— begin —

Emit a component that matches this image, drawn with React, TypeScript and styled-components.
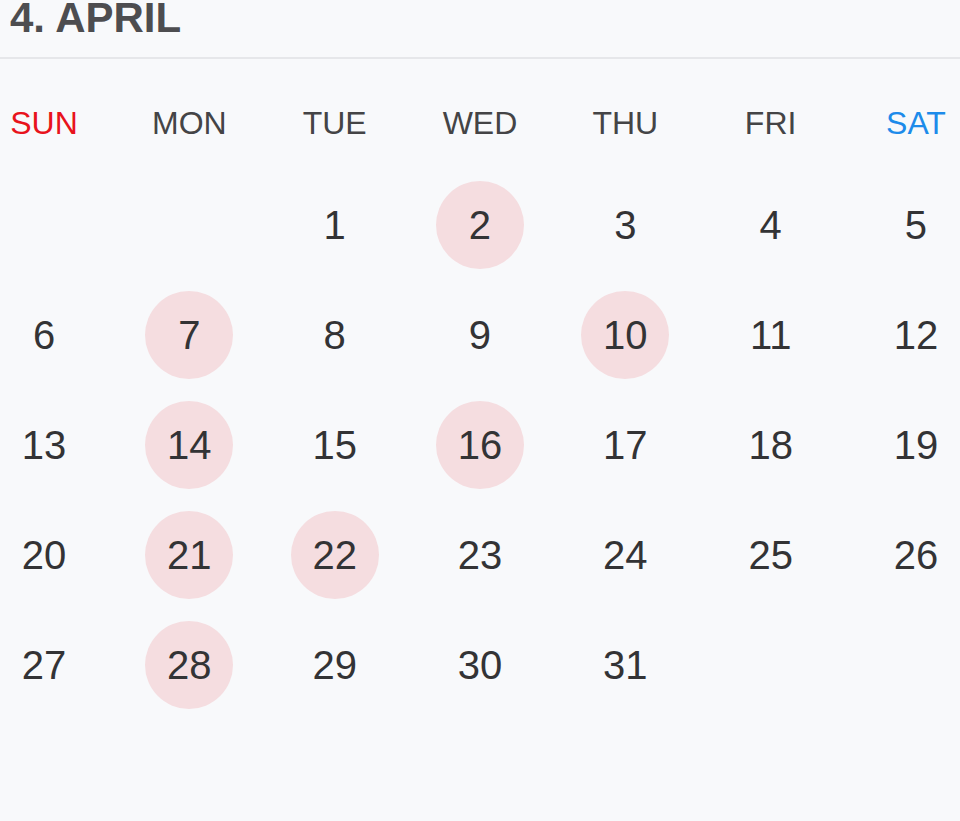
import styled, { createGlobalStyle } from 'styled-components';

const GlobalStyle = createGlobalStyle`
  html, body {
    margin: 0;
    padding: 0;
    background: #f8f9fb;
  }
  body {
    font-family: 'Liberation Sans', Arial, sans-serif;
  }
`;

const WEEK_DAYS = ['SUN', 'MON', 'TUE', 'WED', 'THU', 'FRI', 'SAT'];
const FIRST_WEEKDAY = 2;
const DAYS_IN_MONTH = 31;
const MARKED_DAYS = [2, 7, 10, 14, 16, 21, 22, 28];

const buildWeeks = () => {
  const cells: (number | null)[] = [];
  for (let i = 0; i < FIRST_WEEKDAY; i++) cells.push(null);
  for (let d = 1; d <= DAYS_IN_MONTH; d++) cells.push(d);
  while (cells.length % 7 !== 0) cells.push(null);
  const weeks: (number | null)[][] = [];
  for (let i = 0; i < cells.length; i += 7) weeks.push(cells.slice(i, i + 7));
  return weeks;
};

const App = () => {
  const weeks = buildWeeks();

  return (
    <>
      <GlobalStyle />
      <Page>
        <Title>4. APRIL</Title>
        <WeekHeader>
          {WEEK_DAYS.map((day, i) => (
            <DayName key={day} tone={i === 0 ? 'sun' : i === 6 ? 'sat' : 'normal'}>
              {day}
            </DayName>
          ))}
        </WeekHeader>
        <Weeks>
          {weeks.map((week, w) => (
            <WeekRow key={w}>
              {week.map((day, i) => (
                <DayCell key={i} marked={day !== null && MARKED_DAYS.includes(day)}>
                  {day ?? ''}
                </DayCell>
              ))}
            </WeekRow>
          ))}
        </Weeks>
      </Page>
    </>
  );
};

const Page = styled.div`
  min-height: 821px;
  background: #f8f9fb;
  display: flex;
  flex-direction: column;
`;

const Title = styled.h1`
  margin: 0;
  height: 57px;
  padding-left: 10px;
  font-size: 42px;
  line-height: 35px;
  font-weight: bold;
  color: #4d4d50;
  border-bottom: 2px solid #e6e7ea;
`;

const WeekHeader = styled.div`
  display: flex;
  justify-content: space-between;
  padding-top: 44px;
`;

const DayName = styled.span<{ tone: 'sun' | 'sat' | 'normal' }>`
  width: 88px;
  height: 40px;
  display: flex;
  align-items: center;
  justify-content: center;
  font-size: 32px;
  color: ${(props) =>
    props.tone === 'sun' ? '#e8131c' : props.tone === 'sat' ? '#1d8bea' : '#444446'};
`;

const Weeks = styled.div`
  display: flex;
  flex-direction: column;
  gap: 22px;
  margin-top: 38px;
`;

const WeekRow = styled.div`
  display: flex;
  justify-content: space-between;
`;

const DayCell = styled.span<{ marked: boolean }>`
  width: 88px;
  height: 88px;
  border-radius: 50%;
  display: flex;
  align-items: center;
  justify-content: center;
  font-size: 40px;
  color: #333335;
  background-color: ${(props) => (props.marked ? '#f5dde0' : 'transparent')};
`;

export default App;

— end —

Repeat the data above exactly, but not the pictures.

▶ _The reply_
Emit a component that matches this image, drawn with React, TypeScript and styled-components.
import styled, { createGlobalStyle } from 'styled-components';

const GlobalStyle = createGlobalStyle`
  html, body {
    margin: 0;
    padding: 0;
    background: #f8f9fb;
  }
  body {
    font-family: 'Liberation Sans', Arial, sans-serif;
  }
`;

const WEEK_DAYS = ['SUN', 'MON', 'TUE', 'WED', 'THU', 'FRI', 'SAT'];
const FIRST_WEEKDAY = 2;
const DAYS_IN_MONTH = 31;
const MARKED_DAYS = [2, 7, 10, 14, 16, 21, 22, 28];

const buildWeeks = () => {
  const cells: (number | null)[] = [];
  for (let i = 0; i < FIRST_WEEKDAY; i++) cells.push(null);
  for (let d = 1; d <= DAYS_IN_MONTH; d++) cells.push(d);
  while (cells.length % 7 !== 0) cells.push(null);
  const weeks: (number | null)[][] = [];
  for (let i = 0; i < cells.length; i += 7) weeks.push(cells.slice(i, i + 7));
  return weeks;
};

const App = () => {
  const weeks = buildWeeks();

  return (
    <>
      <GlobalStyle />
      <Page>
        <Title>4. APRIL</Title>
        <WeekHeader>
          {WEEK_DAYS.map((day, i) => (
            <DayName key={day} tone={i === 0 ? 'sun' : i === 6 ? 'sat' : 'normal'}>
              {day}
            </DayName>
          ))}
        </WeekHeader>
        <Weeks>
          {weeks.map((week, w) => (
            <WeekRow key={w}>
              {week.map((day, i) => (
                <DayCell key={i} marked={day !== null && MARKED_DAYS.includes(day)}>
                  {day ?? ''}
                </DayCell>
              ))}
            </WeekRow>
          ))}
        </Weeks>
      </Page>
    </>
  );
};

const Page = styled.div`
  min-height: 821px;
  background: #f8f9fb;
  display: flex;
  flex-direction: column;
`;

const Title = styled.h1`
  margin: 0;
  height: 57px;
  padding-left: 10px;
  font-size: 42px;
  line-height: 35px;
  font-weight: bold;
  color: #4d4d50;
  border-bottom: 2px solid #e6e7ea;
`;

const WeekHeader = styled.div`
  display: flex;
  justify-content: space-between;
  padding-top: 44px;
`;

const DayName = styled.span<{ tone: 'sun' | 'sat' | 'normal' }>`
  width: 88px;
  height: 40px;
  display: flex;
  align-items: center;
  justify-content: center;
  font-size: 32px;
  color: ${(props) =>
    props.tone === 'sun' ? '#e8131c' : props.tone === 'sat' ? '#1d8bea' : '#444446'};
`;

const Weeks = styled.div`
  display: flex;
  flex-direction: column;
  gap: 22px;
  margin-top: 38px;
`;

const WeekRow = styled.div`
  display: flex;
  justify-content: space-between;
`;

const DayCell = styled.span<{ marked: boolean }>`
  width: 88px;
  height: 88px;
  border-radius: 50%;
  display: flex;
  align-items: center;
  justify-content: center;
  font-size: 40px;
  color: #333335;
  background-color: ${(props) => (props.marked ? '#f5dde0' : 'transparent')};
`;

export default App;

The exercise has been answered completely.